Less time is spent in this section, despite the presence of a Dreamcast armed with Virtua Tennis 2, which I can spend days on if someone would only feed and water me occasionally. It’s odd to see that although the orginal arcade machines are just as playable now as they were thirty years ago, many of the games here feel a bit dated and unplayable — most of them certainly didn’t engender the ‘one more go’ feeling; instead it was a case of picking up, playing for a bit, then wondering what else you were missing.

The next few sections didn’t have any real theme, though some attempts were made; one was described as being about ‘Games Families’, which just meant there were games from different genres — puzzle, racing, action, shooting, RPG, sims, fighting and platform. Essentially though, from this point until the end it just a continuation of the previous section as the same hardware was present throughout.

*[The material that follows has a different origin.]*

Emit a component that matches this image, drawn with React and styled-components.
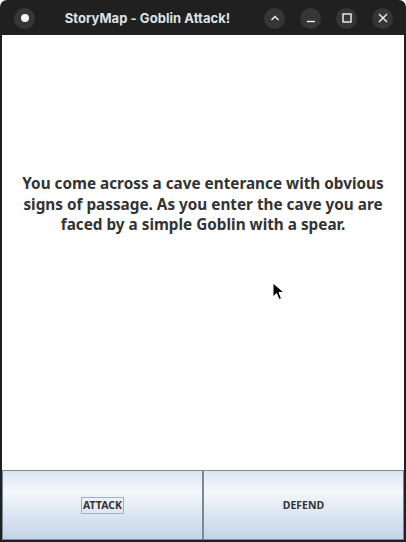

So, all in all, a good afternoon out. I didn’t actually learn anything, which is perhaps the point of going to a museum — there was lots of stuff to play, but it was very light on information. Although it made claims to examine the history and culture of computer games, I’m not convinced many people would get much of a feel for either after only a couple of hours play time. The history of Tetris alone could easily fill a book, but here it was placed alongside all the other games with no real context.

But then, I didn’t go to learn, I went to play, and so I came out of it quite happy.

The Wii, incidentally, is fantastic, and I played Wii Tennis against an elderly lady and her small grandson, and I totally pw3nd them. The PS3, on the other hand, was sat by itself in a corner, glowing forlornly, the queue for the Wii snaking around it. This is, I believe, a sign of the times.